(Problem statement) Output each line exactly as it appears, skipping any embedded picture.

(Information provided)
++++++

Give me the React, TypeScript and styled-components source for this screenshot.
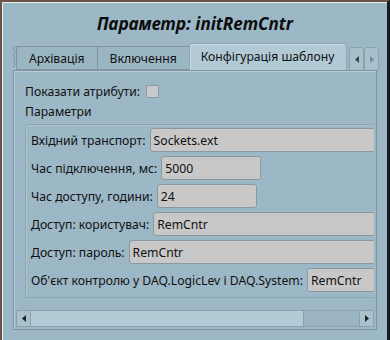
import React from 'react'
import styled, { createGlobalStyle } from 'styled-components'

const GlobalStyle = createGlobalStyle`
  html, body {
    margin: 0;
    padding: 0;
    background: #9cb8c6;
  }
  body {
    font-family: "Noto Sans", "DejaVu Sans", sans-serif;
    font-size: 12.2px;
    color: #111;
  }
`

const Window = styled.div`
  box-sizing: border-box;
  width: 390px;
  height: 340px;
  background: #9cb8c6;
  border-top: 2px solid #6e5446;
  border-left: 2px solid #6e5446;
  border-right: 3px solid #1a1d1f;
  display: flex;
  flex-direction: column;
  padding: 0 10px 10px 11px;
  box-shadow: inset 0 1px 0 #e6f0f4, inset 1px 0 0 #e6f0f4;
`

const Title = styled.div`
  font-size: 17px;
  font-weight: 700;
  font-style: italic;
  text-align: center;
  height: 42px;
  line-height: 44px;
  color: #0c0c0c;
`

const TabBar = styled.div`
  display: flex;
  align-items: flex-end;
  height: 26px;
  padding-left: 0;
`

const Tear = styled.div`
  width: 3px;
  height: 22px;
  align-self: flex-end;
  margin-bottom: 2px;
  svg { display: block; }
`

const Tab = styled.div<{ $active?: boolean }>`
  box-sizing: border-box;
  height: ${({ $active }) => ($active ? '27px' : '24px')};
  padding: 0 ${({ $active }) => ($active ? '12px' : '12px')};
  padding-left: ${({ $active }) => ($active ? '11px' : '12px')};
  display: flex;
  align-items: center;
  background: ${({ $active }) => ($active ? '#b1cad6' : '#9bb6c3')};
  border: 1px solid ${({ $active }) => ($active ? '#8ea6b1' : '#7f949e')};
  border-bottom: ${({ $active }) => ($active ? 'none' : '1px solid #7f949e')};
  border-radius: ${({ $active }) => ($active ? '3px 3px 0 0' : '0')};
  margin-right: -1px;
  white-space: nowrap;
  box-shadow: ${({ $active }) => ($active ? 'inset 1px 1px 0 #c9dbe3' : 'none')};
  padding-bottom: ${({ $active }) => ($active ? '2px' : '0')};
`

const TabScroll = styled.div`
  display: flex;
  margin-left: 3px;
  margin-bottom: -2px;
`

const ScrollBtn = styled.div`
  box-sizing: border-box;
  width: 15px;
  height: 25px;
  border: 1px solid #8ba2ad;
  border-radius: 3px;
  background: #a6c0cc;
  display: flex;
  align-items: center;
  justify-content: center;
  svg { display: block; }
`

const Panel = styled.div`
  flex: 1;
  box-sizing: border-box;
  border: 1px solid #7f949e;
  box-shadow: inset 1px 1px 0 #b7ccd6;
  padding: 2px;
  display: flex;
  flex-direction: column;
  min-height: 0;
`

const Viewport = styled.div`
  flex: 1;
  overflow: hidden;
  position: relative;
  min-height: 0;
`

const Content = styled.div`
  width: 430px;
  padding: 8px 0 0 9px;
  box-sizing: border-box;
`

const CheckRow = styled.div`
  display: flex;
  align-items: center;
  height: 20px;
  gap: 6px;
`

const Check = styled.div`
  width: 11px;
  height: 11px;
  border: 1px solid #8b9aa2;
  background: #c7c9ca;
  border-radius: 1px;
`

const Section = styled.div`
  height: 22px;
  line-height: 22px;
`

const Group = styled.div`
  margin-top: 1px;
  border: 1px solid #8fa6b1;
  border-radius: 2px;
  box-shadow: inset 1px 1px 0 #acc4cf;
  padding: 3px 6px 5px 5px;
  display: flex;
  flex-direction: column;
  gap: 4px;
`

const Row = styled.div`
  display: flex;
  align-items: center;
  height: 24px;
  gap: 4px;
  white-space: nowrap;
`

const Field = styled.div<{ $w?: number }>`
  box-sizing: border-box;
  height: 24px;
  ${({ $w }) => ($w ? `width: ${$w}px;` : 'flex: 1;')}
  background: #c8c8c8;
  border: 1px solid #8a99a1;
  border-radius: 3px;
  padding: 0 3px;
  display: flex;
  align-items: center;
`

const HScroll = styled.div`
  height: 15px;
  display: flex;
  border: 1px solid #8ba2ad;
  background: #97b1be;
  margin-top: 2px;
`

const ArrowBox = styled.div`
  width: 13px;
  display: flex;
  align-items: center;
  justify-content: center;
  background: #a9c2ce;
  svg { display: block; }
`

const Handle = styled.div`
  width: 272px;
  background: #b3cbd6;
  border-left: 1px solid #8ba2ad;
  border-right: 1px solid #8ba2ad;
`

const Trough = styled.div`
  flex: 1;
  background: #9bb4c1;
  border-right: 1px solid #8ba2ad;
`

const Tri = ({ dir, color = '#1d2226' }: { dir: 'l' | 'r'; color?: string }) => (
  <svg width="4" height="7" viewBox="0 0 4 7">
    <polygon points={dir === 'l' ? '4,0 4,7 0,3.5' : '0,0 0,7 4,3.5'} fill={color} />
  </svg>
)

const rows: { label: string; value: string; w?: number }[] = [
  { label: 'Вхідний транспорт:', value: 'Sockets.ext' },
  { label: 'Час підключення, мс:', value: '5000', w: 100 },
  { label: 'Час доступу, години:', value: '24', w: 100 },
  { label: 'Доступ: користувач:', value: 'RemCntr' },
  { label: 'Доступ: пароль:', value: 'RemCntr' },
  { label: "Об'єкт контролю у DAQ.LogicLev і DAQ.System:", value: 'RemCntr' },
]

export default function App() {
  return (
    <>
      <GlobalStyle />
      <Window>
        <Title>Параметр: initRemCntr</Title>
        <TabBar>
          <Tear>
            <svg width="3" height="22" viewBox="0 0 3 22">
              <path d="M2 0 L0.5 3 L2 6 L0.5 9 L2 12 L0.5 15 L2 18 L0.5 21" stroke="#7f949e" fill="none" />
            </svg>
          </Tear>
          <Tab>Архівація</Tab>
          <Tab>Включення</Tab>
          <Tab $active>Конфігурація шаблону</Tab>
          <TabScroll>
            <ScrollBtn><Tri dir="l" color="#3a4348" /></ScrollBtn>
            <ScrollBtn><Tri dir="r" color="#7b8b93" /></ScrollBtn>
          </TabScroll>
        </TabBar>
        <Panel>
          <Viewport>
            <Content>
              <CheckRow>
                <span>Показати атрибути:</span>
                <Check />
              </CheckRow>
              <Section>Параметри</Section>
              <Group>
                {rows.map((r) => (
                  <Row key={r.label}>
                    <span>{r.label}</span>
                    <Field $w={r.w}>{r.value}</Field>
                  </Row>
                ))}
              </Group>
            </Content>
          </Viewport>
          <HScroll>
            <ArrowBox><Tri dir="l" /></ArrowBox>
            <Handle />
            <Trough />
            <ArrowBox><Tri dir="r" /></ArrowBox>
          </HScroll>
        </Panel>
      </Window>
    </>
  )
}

++++++

(Worked solution)
Give me the React, TypeScript and styled-components source for this screenshot.
import React from 'react'
import styled, { createGlobalStyle } from 'styled-components'

const GlobalStyle = createGlobalStyle`
  html, body {
    margin: 0;
    padding: 0;
    background: #9cb8c6;
  }
  body {
    font-family: "Noto Sans", "DejaVu Sans", sans-serif;
    font-size: 12.2px;
    color: #111;
  }
`

const Window = styled.div`
  box-sizing: border-box;
  width: 390px;
  height: 340px;
  background: #9cb8c6;
  border-top: 2px solid #6e5446;
  border-left: 2px solid #6e5446;
  border-right: 3px solid #1a1d1f;
  display: flex;
  flex-direction: column;
  padding: 0 10px 10px 11px;
  box-shadow: inset 0 1px 0 #e6f0f4, inset 1px 0 0 #e6f0f4;
`

const Title = styled.div`
  font-size: 17px;
  font-weight: 700;
  font-style: italic;
  text-align: center;
  height: 42px;
  line-height: 44px;
  color: #0c0c0c;
`

const TabBar = styled.div`
  display: flex;
  align-items: flex-end;
  height: 26px;
  padding-left: 0;
`

const Tear = styled.div`
  width: 3px;
  height: 22px;
  align-self: flex-end;
  margin-bottom: 2px;
  svg { display: block; }
`

const Tab = styled.div<{ $active?: boolean }>`
  box-sizing: border-box;
  height: ${({ $active }) => ($active ? '27px' : '24px')};
  padding: 0 ${({ $active }) => ($active ? '12px' : '12px')};
  padding-left: ${({ $active }) => ($active ? '11px' : '12px')};
  display: flex;
  align-items: center;
  background: ${({ $active }) => ($active ? '#b1cad6' : '#9bb6c3')};
  border: 1px solid ${({ $active }) => ($active ? '#8ea6b1' : '#7f949e')};
  border-bottom: ${({ $active }) => ($active ? 'none' : '1px solid #7f949e')};
  border-radius: ${({ $active }) => ($active ? '3px 3px 0 0' : '0')};
  margin-right: -1px;
  white-space: nowrap;
  box-shadow: ${({ $active }) => ($active ? 'inset 1px 1px 0 #c9dbe3' : 'none')};
  padding-bottom: ${({ $active }) => ($active ? '2px' : '0')};
`

const TabScroll = styled.div`
  display: flex;
  margin-left: 3px;
  margin-bottom: -2px;
`

const ScrollBtn = styled.div`
  box-sizing: border-box;
  width: 15px;
  height: 25px;
  border: 1px solid #8ba2ad;
  border-radius: 3px;
  background: #a6c0cc;
  display: flex;
  align-items: center;
  justify-content: center;
  svg { display: block; }
`

const Panel = styled.div`
  flex: 1;
  box-sizing: border-box;
  border: 1px solid #7f949e;
  box-shadow: inset 1px 1px 0 #b7ccd6;
  padding: 2px;
  display: flex;
  flex-direction: column;
  min-height: 0;
`

const Viewport = styled.div`
  flex: 1;
  overflow: hidden;
  position: relative;
  min-height: 0;
`

const Content = styled.div`
  width: 430px;
  padding: 8px 0 0 9px;
  box-sizing: border-box;
`

const CheckRow = styled.div`
  display: flex;
  align-items: center;
  height: 20px;
  gap: 6px;
`

const Check = styled.div`
  width: 11px;
  height: 11px;
  border: 1px solid #8b9aa2;
  background: #c7c9ca;
  border-radius: 1px;
`

const Section = styled.div`
  height: 22px;
  line-height: 22px;
`

const Group = styled.div`
  margin-top: 1px;
  border: 1px solid #8fa6b1;
  border-radius: 2px;
  box-shadow: inset 1px 1px 0 #acc4cf;
  padding: 3px 6px 5px 5px;
  display: flex;
  flex-direction: column;
  gap: 4px;
`

const Row = styled.div`
  display: flex;
  align-items: center;
  height: 24px;
  gap: 4px;
  white-space: nowrap;
`

const Field = styled.div<{ $w?: number }>`
  box-sizing: border-box;
  height: 24px;
  ${({ $w }) => ($w ? `width: ${$w}px;` : 'flex: 1;')}
  background: #c8c8c8;
  border: 1px solid #8a99a1;
  border-radius: 3px;
  padding: 0 3px;
  display: flex;
  align-items: center;
`

const HScroll = styled.div`
  height: 15px;
  display: flex;
  border: 1px solid #8ba2ad;
  background: #97b1be;
  margin-top: 2px;
`

const ArrowBox = styled.div`
  width: 13px;
  display: flex;
  align-items: center;
  justify-content: center;
  background: #a9c2ce;
  svg { display: block; }
`

const Handle = styled.div`
  width: 272px;
  background: #b3cbd6;
  border-left: 1px solid #8ba2ad;
  border-right: 1px solid #8ba2ad;
`

const Trough = styled.div`
  flex: 1;
  background: #9bb4c1;
  border-right: 1px solid #8ba2ad;
`

const Tri = ({ dir, color = '#1d2226' }: { dir: 'l' | 'r'; color?: string }) => (
  <svg width="4" height="7" viewBox="0 0 4 7">
    <polygon points={dir === 'l' ? '4,0 4,7 0,3.5' : '0,0 0,7 4,3.5'} fill={color} />
  </svg>
)

const rows: { label: string; value: string; w?: number }[] = [
  { label: 'Вхідний транспорт:', value: 'Sockets.ext' },
  { label: 'Час підключення, мс:', value: '5000', w: 100 },
  { label: 'Час доступу, години:', value: '24', w: 100 },
  { label: 'Доступ: користувач:', value: 'RemCntr' },
  { label: 'Доступ: пароль:', value: 'RemCntr' },
  { label: "Об'єкт контролю у DAQ.LogicLev і DAQ.System:", value: 'RemCntr' },
]

export default function App() {
  return (
    <>
      <GlobalStyle />
      <Window>
        <Title>Параметр: initRemCntr</Title>
        <TabBar>
          <Tear>
            <svg width="3" height="22" viewBox="0 0 3 22">
              <path d="M2 0 L0.5 3 L2 6 L0.5 9 L2 12 L0.5 15 L2 18 L0.5 21" stroke="#7f949e" fill="none" />
            </svg>
          </Tear>
          <Tab>Архівація</Tab>
          <Tab>Включення</Tab>
          <Tab $active>Конфігурація шаблону</Tab>
          <TabScroll>
            <ScrollBtn><Tri dir="l" color="#3a4348" /></ScrollBtn>
            <ScrollBtn><Tri dir="r" color="#7b8b93" /></ScrollBtn>
          </TabScroll>
        </TabBar>
        <Panel>
          <Viewport>
            <Content>
              <CheckRow>
                <span>Показати атрибути:</span>
                <Check />
              </CheckRow>
              <Section>Параметри</Section>
              <Group>
                {rows.map((r) => (
                  <Row key={r.label}>
                    <span>{r.label}</span>
                    <Field $w={r.w}>{r.value}</Field>
                  </Row>
                ))}
              </Group>
            </Content>
          </Viewport>
          <HScroll>
            <ArrowBox><Tri dir="l" /></ArrowBox>
            <Handle />
            <Trough />
            <ArrowBox><Tri dir="r" /></ArrowBox>
          </HScroll>
        </Panel>
      </Window>
    </>
  )
}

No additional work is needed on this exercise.